EU-Kommissionschef José Manuel Barroso hatte bereits am Sonntag in einem Brief verhalten positiv auf ein Schreiben von Frankreichs Staatschef Nicolas Sarkozy und Italiens Ministerpräsident Silvio Berlusconi reagiert, die nach ihrem Streit über den Umgang mit den Bootsflüchtlingen aus Tunesien eine Revision der Schengen-Regeln gefordert hatten.

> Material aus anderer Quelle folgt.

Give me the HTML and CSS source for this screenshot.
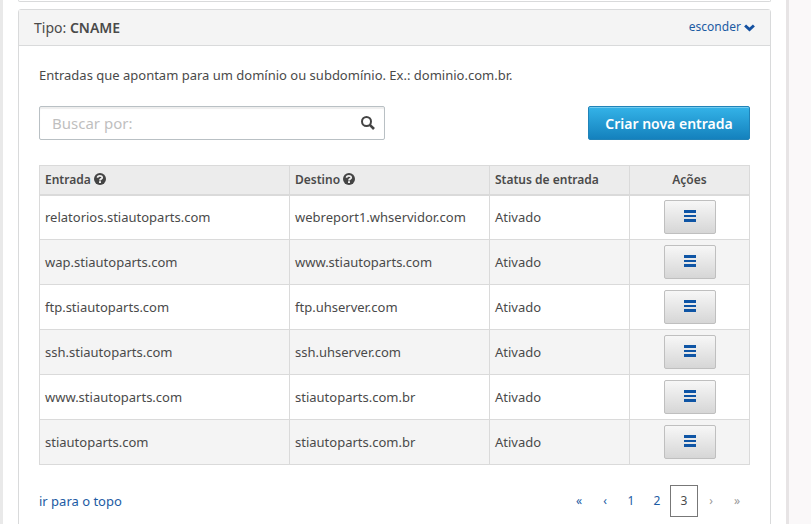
FILE: index.html
```html
<!DOCTYPE html>
<html lang="pt-BR">
<head>
    <meta charset="UTF-8">
    <meta name="viewport" content="width=device-width, initial-scale=1.0">
    <title>Entradas DNS - CNAME</title>
    <link rel="stylesheet" href="styles.css">
</head>
<body>

    <!-- Ícones usados na página -->
    <svg class="sprite" aria-hidden="true">
        <symbol id="icon-help" viewBox="0 0 12 12">
            <circle cx="6" cy="6" r="6" fill="#444"/>
            <path d="M3.6 4.8C3.6 2.2 8.2 2.2 8.2 4.7C8.2 6 6 5.8 6 7.4" fill="none" stroke="#eee" stroke-width="1.8"/>
            <rect x="5" y="8.2" width="2" height="1.8" fill="#eee"/>
        </symbol>
        <symbol id="icon-menu" viewBox="0 0 12 12">
            <path d="M0 0h12v3H0zM0 5h12v2H0zM0 9h12v3H0z" fill="#0f55a5"/>
        </symbol>
    </svg>

    <main class="sheet" id="topo">
        <section class="panel panel-closed"></section>

        <section class="panel">
            <header class="panel-header">
                <h2 class="panel-title">Tipo: <strong>CNAME</strong></h2>
                <a class="toggle" href="#">esconder
                    <svg class="chevron" viewBox="0 0 10 7" aria-hidden="true"><path d="M1 1.2L5 5L9 1.2" fill="none" stroke="#1350a0" stroke-width="2.6"/></svg>
                </a>
            </header>

            <div class="panel-body">
                <p class="description">Entradas que apontam para um domínio ou subdomínio. Ex.: dominio.com.br.</p>

                <div class="toolbar">
                    <form class="search">
                        <input class="search-input" type="text" placeholder="Buscar por:" aria-label="Buscar por">
                        <button class="search-button" type="submit" aria-label="Buscar">
                            <svg width="14" height="14" viewBox="0 0 14 14" aria-hidden="true"><circle cx="5.5" cy="5.5" r="4.5" fill="none" stroke="#444" stroke-width="2"/><path d="M8.8 8.8L13 13" stroke="#444" stroke-width="2.6"/></svg>
                        </button>
                    </form>
                    <button class="create-button" type="button">Criar nova entrada</button>
                </div>

                <table class="entries">
                    <colgroup>
                        <col class="col-entry">
                        <col class="col-target">
                        <col class="col-status">
                        <col class="col-actions">
                    </colgroup>
                    <thead>
                        <tr>
                            <th>Entrada <svg class="help" aria-hidden="true"><use href="#icon-help"/></svg></th>
                            <th>Destino <svg class="help" aria-hidden="true"><use href="#icon-help"/></svg></th>
                            <th>Status de entrada</th>
                            <th class="actions">Ações</th>
                        </tr>
                    </thead>
                    <tbody>
                        <tr>
                            <td>relatorios.stiautoparts.com</td>
                            <td>webreport1.whservidor.com</td>
                            <td>Ativado</td>
                            <td class="actions"><button class="menu-button" type="button" aria-label="Ações"><svg class="menu-icon"><use href="#icon-menu"/></svg></button></td>
                        </tr>
                        <tr>
                            <td>wap.stiautoparts.com</td>
                            <td>www.stiautoparts.com</td>
                            <td>Ativado</td>
                            <td class="actions"><button class="menu-button" type="button" aria-label="Ações"><svg class="menu-icon"><use href="#icon-menu"/></svg></button></td>
                        </tr>
                        <tr>
                            <td>ftp.stiautoparts.com</td>
                            <td>ftp.uhserver.com</td>
                            <td>Ativado</td>
                            <td class="actions"><button class="menu-button" type="button" aria-label="Ações"><svg class="menu-icon"><use href="#icon-menu"/></svg></button></td>
                        </tr>
                        <tr>
                            <td>ssh.stiautoparts.com</td>
                            <td>ssh.uhserver.com</td>
                            <td>Ativado</td>
                            <td class="actions"><button class="menu-button" type="button" aria-label="Ações"><svg class="menu-icon"><use href="#icon-menu"/></svg></button></td>
                        </tr>
                        <tr>
                            <td>www.stiautoparts.com</td>
                            <td>stiautoparts.com.br</td>
                            <td>Ativado</td>
                            <td class="actions"><button class="menu-button" type="button" aria-label="Ações"><svg class="menu-icon"><use href="#icon-menu"/></svg></button></td>
                        </tr>
                        <tr>
                            <td>stiautoparts.com</td>
                            <td>stiautoparts.com.br</td>
                            <td>Ativado</td>
                            <td class="actions"><button class="menu-button" type="button" aria-label="Ações"><svg class="menu-icon"><use href="#icon-menu"/></svg></button></td>
                        </tr>
                    </tbody>
                </table>

                <footer class="panel-footer">
                    <a href="#topo">ir para o topo</a>
                    <nav class="pagination" aria-label="Paginação">
                        <a class="page" href="#">«</a>
                        <a class="page" href="#">‹</a>
                        <a class="page" href="#">1</a>
                        <a class="page" href="#">2</a>
                        <span class="page current">3</span>
                        <span class="page disabled">›</span>
                        <span class="page disabled">»</span>
                    </nav>
                </footer>
            </div>
        </section>
    </main>

</body>
</html>
```

FILE: styles.css
```css
* {
    box-sizing: border-box;
}

body {
    margin: 0;
    background-color: #faf8f9;
    color: #4a4a4a;
    font-family: "Noto Sans", "Open Sans", sans-serif;
    font-size: 13px;
    line-height: 18px;
}

a {
    color: #1c5ba3;
    text-decoration: none;
}

a:hover {
    text-decoration: underline;
}

button,
input {
    font-family: inherit;
}

button {
    cursor: pointer;
}

.sprite {
    display: none;
}

.sheet {
    height: 100vh;
    margin-right: 22px;
    padding: 0 15px;
    overflow: hidden;
    background-color: #fff;
    border-left: 3px solid #e9e9e9;
    border-right: 3px solid #e7e4e5;
}

.panel {
    background-color: #fff;
    border: 1px solid #d9dadb;
    border-radius: 3px;
}

.panel-closed {
    height: 2px;
    margin-bottom: 7px;
    border-top: 0;
    border-radius: 0 0 3px 3px;
}

.panel-header {
    display: flex;
    align-items: center;
    justify-content: space-between;
    height: 36px;
    padding: 0 15px;
    background-color: #f4f4f4;
    border-bottom: 1px solid #d9dadb;
}

.panel-title {
    margin: 0;
    font-size: 14px;
    font-weight: normal;
}

.panel-title strong {
    font-weight: 600;
}

.toggle {
    font-size: 12px;
    padding-bottom: 2px;
}

.chevron {
    width: 11px;
    height: 8px;
    vertical-align: -1px;
}

.panel-body {
    padding: 20px;
}

.description {
    margin: 0 0 22px;
}

.toolbar {
    display: flex;
    justify-content: space-between;
    margin-bottom: 25px;
}

.search {
    display: flex;
    width: 346px;
    height: 34px;
    border: 1px solid #b9c0c4;
    border-radius: 2px;
    box-shadow: inset 0 2px 1px #eee;
}

.search-input {
    flex: 1;
    min-width: 0;
    padding: 0 12px;
    border: 0;
    background: none;
    font-size: 15px;
}

.search-input::placeholder {
    color: #bfbfbf;
}

.search-button {
    display: flex;
    align-items: center;
    padding: 0 9px;
    border: 0;
    background: none;
}

.create-button {
    width: 162px;
    height: 34px;
    padding: 0;
    border: 1px solid #2183b8;
    border-radius: 2px;
    background: linear-gradient(#34b3e8, #1481bd);
    box-shadow: inset 0 1px 0 #72cbf0;
    color: #fff;
    font-size: 14px;
    font-weight: 600;
}

.entries {
    width: 100%;
    table-layout: fixed;
    border-collapse: collapse;
}

.col-entry {
    width: 250px;
}

.col-target {
    width: 200px;
}

.col-status {
    width: 140px;
}

.col-actions {
    width: 120px;
}

.entries th,
.entries td {
    padding: 0 5px;
    border: 1px solid #dadada;
    text-align: left;
}

.entries th {
    height: 29px;
    background-color: #ececec;
    border-bottom-width: 2px;
    font-size: 12px;
    font-weight: 600;
}

.entries td {
    height: 45px;
}

.entries tbody tr:nth-child(even) {
    background-color: #f4f4f4;
}

.entries .actions {
    text-align: center;
}

.help {
    width: 12px;
    height: 12px;
    vertical-align: -1px;
}

.menu-button {
    display: flex;
    align-items: center;
    justify-content: center;
    width: 52px;
    height: 34px;
    margin: 0 auto;
    padding: 0 0 2px;
    border: 1px solid #bfbfbf;
    border-radius: 2px;
    background: linear-gradient(#f7f7f7, #d6d6d6);
}

.menu-icon {
    width: 12px;
    height: 12px;
}

.panel-footer {
    display: flex;
    align-items: center;
    justify-content: space-between;
    margin-top: 20px;
}

.pagination {
    display: flex;
    align-items: center;
}

.page {
    width: 26px;
    font-size: 12px;
    text-align: center;
}

.current {
    width: 28px;
    padding: 6px 0;
    border: 1px solid #777;
}

.disabled {
    color: #999;
}
```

Unterstützung signalisierte am Montag auch die Bundesregierung. Man stehe bereit, in der Schengen-Gesetzgebung „gegebenenfalls einzelne Aspekte anzupassen“. Wie Bundesinnenminister Hans-Peter Friedrich (CSU) habe sich auch schon sein Vorgänger Thomas de Maizière (CDU) – allerdings im Zusammenhang mit einem Schengenbeitritt Bulgariens und Rumäniens offen für stärkere Kontrollen gezeigt, „wenn ein Mitgliedstaat seine Verpflichtungen nicht einhalten kann oder will“, wie ein deutscher EU-Diplomat in Brüssel sagte. Er stellte jedoch klar, dass es keine Rückkehr zu den alten Grenzkontrollen geben werde, was ohnehin eine EU-Vertragsänderung nötig machte: „Die Schengen-Errungenschaften stehen nicht zur Verhandlung. Ein Rütteln an diesem Grundpfeiler gibt es nicht.“

Zur Disposition steht damit der sogenannte Schengen- Grenzkodex, eine Art Ausführungsbestimmung mit Gesetzeskraft. Dabei wiederum geht es vor allem um Artikel 23, der Grenzkontrollen „im Falle einer schwerwiegenden Bedrohung der öffentlichen Ordnung oder inneren Sicherheit“ zulässt. In der Vergangenheit wurde davon bei sportlichen Großereignissen wie der Fußball-WM 2006 oder dem Nato-Gipfel 2009 in Straßburg, Baden-Baden und Kehl Gebrauch gemacht.